Linear-equation systems have variable-coefficient matrices {quadratic form} and solution matrices. Solution matrix X transpose times variable-coefficient matrix A times solution matrix X equals bivariate sum with three coefficients: (transpose of X) * A * X = a*x*x + b*x*y + c*y*y.
Matrices {singular matrix} can have determinant equal zero. Matrices {non-singular matrix} can have determinant not equal zero.
Matrices {square matrix} can have same number of rows and columns.
Square matrices {transpose matrix} {transverse matrix} can interchange rows and columns. Matrix transpose can be same as matrix {symmetric matrix}, negative of matrix {skew symmetric matrix}, or conjugate of matrix {conjugate matrix}. Transposition can define square matrices {Hermitean matrix} {skew Hermitean matrix}. Adjoint matrices have transposes. Inverse transverse-matrix can equal matrix {orthogonal matrix}.
If principal diagonal is not all zeroes, matrices {triangular matrix} can transform to have only zeroes on left or right of principal diagonal.
Square matrices {unimodular matrix} can have determinant equal one.

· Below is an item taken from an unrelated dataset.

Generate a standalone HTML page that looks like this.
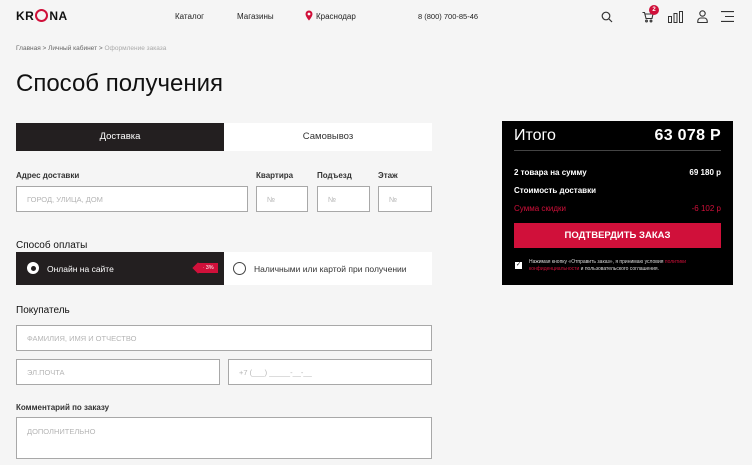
<!DOCTYPE html><html><head><meta charset="utf-8"><style>
*{box-sizing:border-box;margin:0;padding:0}
body{width:752px;height:465px;overflow:hidden;background:#f5f5f5;font-family:"Liberation Sans",sans-serif;color:#222;position:relative}
.a{position:absolute;white-space:nowrap}
.r{position:absolute;white-space:nowrap;right:31px}
.in{position:absolute;background:#fff;border:1px solid #a8a8a8;font-size:7.5px;color:#b5b5b5;padding-left:10px;display:flex;align-items:center}
.lb{font-size:8px;font-weight:bold;color:#333}
</style></head><body>
<div class="a" style="left:16px;top:9px;font-size:12px;font-weight:bold;letter-spacing:0.5px;color:#111">KR<span style="display:inline-block;width:13px;height:13px;border:2px solid #d0103a;border-radius:50%;vertical-align:-2px;margin:0 1px"></span>NA</div>
<div class="a" style="left:175px;top:12px;font-size:8px">Каталог</div>
<div class="a" style="left:237px;top:12px;font-size:8px">Магазины</div>
<svg class="a" style="left:305px;top:10px" width="8" height="11" viewBox="0 0 8 11"><path d="M4 0.5A3.5 3.5 0 0 1 7.5 4C7.5 6.5 4 10.5 4 10.5S0.5 6.5 0.5 4A3.5 3.5 0 0 1 4 .5Z" fill="#d0103a"/><circle cx="4" cy="4" r="1.4" fill="#fff"/></svg>
<div class="a" style="left:316px;top:12px;font-size:8px">Краснодар</div>
<div class="a" style="left:418px;top:12px;font-size:7.5px">8 (800) 700-85-46</div>
<svg class="a" style="left:601px;top:11px" width="12" height="12" viewBox="0 0 12 12" fill="none" stroke="#333" stroke-width="1.2"><circle cx="5" cy="5" r="3.8"/><path d="M8 8l3 3"/></svg>
<svg class="a" style="left:642px;top:11px" width="12" height="12" viewBox="0 0 12 12" fill="none" stroke="#333" stroke-width="1.1"><path d="M0.5 1.5h2l1.5 6h6l1-4.5H3"/><circle cx="4.5" cy="10" r="0.9"/><circle cx="9" cy="10" r="0.9"/></svg>
<div class="a" style="left:649px;top:5px;width:10px;height:10px;border-radius:50%;background:#d0103a;color:#fff;font-size:6px;text-align:center;line-height:10px;font-weight:bold">2</div>
<svg class="a" style="left:668px;top:11px" width="16" height="12" viewBox="0 0 16 12" fill="none" stroke="#333" stroke-width="1"><rect x="0.5" y="5.5" width="3" height="6"/><rect x="6" y="2.5" width="3" height="9"/><rect x="11.5" y="0.5" width="3" height="11"/></svg>
<svg class="a" style="left:697px;top:10px" width="11" height="13" viewBox="0 0 11 13" fill="none" stroke="#333" stroke-width="1.1"><circle cx="5.5" cy="3.5" r="2.7"/><path d="M0.8 12.5v-1.5a3 3 0 0 1 3-3h3.4a3 3 0 0 1 3 3v1.5z"/></svg>
<svg class="a" style="left:721px;top:11px" width="13" height="11" viewBox="0 0 13 11" stroke="#333" stroke-width="1.1"><path d="M0 0.6h13M4 5.5h9M0 10.4h13"/></svg>
<div class="a" style="left:16px;top:45px;font-size:6.5px;color:#666">Главная &gt; Личный кабинет &gt; <span style="color:#aaa">Оформление заказа</span></div>
<div class="a" style="left:16px;top:70px;font-size:24px;color:#111">Способ получения</div>
<div class="a" style="left:16px;top:123px;width:208px;height:28px;background:#231f20;color:#fff;font-size:9.5px;text-align:center;line-height:28px">Доставка</div>
<div class="a" style="left:224px;top:123px;width:208px;height:28px;background:#fff;color:#333;font-size:9.5px;text-align:center;line-height:28px">Самовывоз</div>
<div class="a lb" style="left:16px;top:171px">Адрес доставки</div>
<div class="a lb" style="left:256px;top:171px">Квартира</div>
<div class="a lb" style="left:317px;top:171px">Подъезд</div>
<div class="a lb" style="left:378px;top:171px">Этаж</div>
<div class="in" style="left:16px;top:186px;width:232px;height:26px">ГОРОД, УЛИЦА, ДОМ</div>
<div class="in" style="left:256px;top:186px;width:52px;height:26px">№</div>
<div class="in" style="left:317px;top:186px;width:53px;height:26px">№</div>
<div class="in" style="left:378px;top:186px;width:54px;height:26px">№</div>
<div class="a" style="left:16px;top:240px;font-size:10px;color:#111">Способ оплаты</div>
<div class="a" style="left:16px;top:252px;width:208px;height:33px;background:#231f20"></div>
<div class="a" style="left:27px;top:262px;width:12px;height:12px;border-radius:50%;background:#fff"></div>
<div class="a" style="left:30.5px;top:265.5px;width:5px;height:5px;border-radius:50%;background:#231f20"></div>
<div class="a" style="left:47px;top:264px;font-size:8.5px;color:#fff">Онлайн на сайте</div>
<div class="a" style="left:198px;top:263px;width:20px;height:10px;background:#d0103a;color:#fff;font-size:5.5px;line-height:10px;text-align:center">- 3%</div>
<div class="a" style="left:194px;top:264px;width:8px;height:8px;background:#d0103a;transform:rotate(45deg)"></div>
<div class="a" style="left:224px;top:252px;width:208px;height:33px;background:#fff"></div>
<div class="a" style="left:233px;top:262px;width:13px;height:13px;border-radius:50%;border:1px solid #444"></div>
<div class="a" style="left:254px;top:264px;font-size:8.5px;color:#333">Наличными или картой при получении</div>
<div class="a" style="left:16px;top:305px;font-size:10px;color:#111">Покупатель</div>
<div class="in" style="left:16px;top:325px;width:416px;height:26px">ФАМИЛИЯ, ИМЯ И ОТЧЕСТВО</div>
<div class="in" style="left:16px;top:359px;width:204px;height:26px">ЭЛ.ПОЧТА</div>
<div class="in" style="left:228px;top:359px;width:204px;height:26px">+7 (___) _____-__-__</div>
<div class="a lb" style="left:16px;top:403px">Комментарий по заказу</div>
<div class="in" style="left:16px;top:417px;width:416px;height:42px;align-items:flex-start;padding-top:9px">ДОПОЛНИТЕЛЬНО</div>
<div class="a" style="left:502px;top:121px;width:231px;height:164px;background:#000"></div>
<div class="a" style="left:514px;top:127px;font-size:16px;color:#fff">Итого</div>
<div class="r" style="top:127px;font-size:16px;color:#fff;font-weight:bold;letter-spacing:0.3px">63 078 Р</div>
<div class="a" style="left:514px;top:150px;width:207px;height:1px;background:#444"></div>
<div class="a" style="left:514px;top:168px;font-size:8px;color:#fff;font-weight:bold">2 товара на сумму</div>
<div class="r" style="top:168px;font-size:8px;color:#fff;font-weight:bold">69 180 р</div>
<div class="a" style="left:514px;top:186px;font-size:8px;color:#fff;font-weight:bold">Стоимость доставки</div>
<div class="a" style="left:514px;top:204px;font-size:8px;color:#d0103a">Сумма скидки</div>
<div class="r" style="top:204px;font-size:8px;color:#d0103a">-6 102 р</div>
<div class="a" style="left:514px;top:223px;width:207px;height:25px;background:#d0103a;color:#fff;font-weight:bold;font-size:9.5px;text-align:center;line-height:25px">ПОДТВЕРДИТЬ ЗАКАЗ</div>
<div class="a" style="left:515px;top:262px;width:7px;height:7px;background:#fff;font-size:6px;color:#000;line-height:7px;text-align:center">✓</div>
<div class="a" style="left:529px;top:259px;font-size:5px;line-height:7px;color:#ddd">Нажимая кнопку «Отправить заказ», я принимаю условия <span style="color:#d0103a">политики</span><br><span style="color:#d0103a">конфиденциальности</span> и пользовательского соглашения.</div>
</body></html>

Matrices {unitary matrix} can have ones on diagonal and zeroes everywhere else. Products of two unitary matrices make a unitary matrix.
group
Mathematical groups have representations {representational theory, group} as sets of same-order square unitary matrices, whose determinants equal one. For groups, square unitary matrices make an orthonormal basis-vector set.
group: trace
Unitary-matrix traces are invariant under transformation. Traces characterize the mathematical group. All class members have same trace. Different class characters are orthogonal.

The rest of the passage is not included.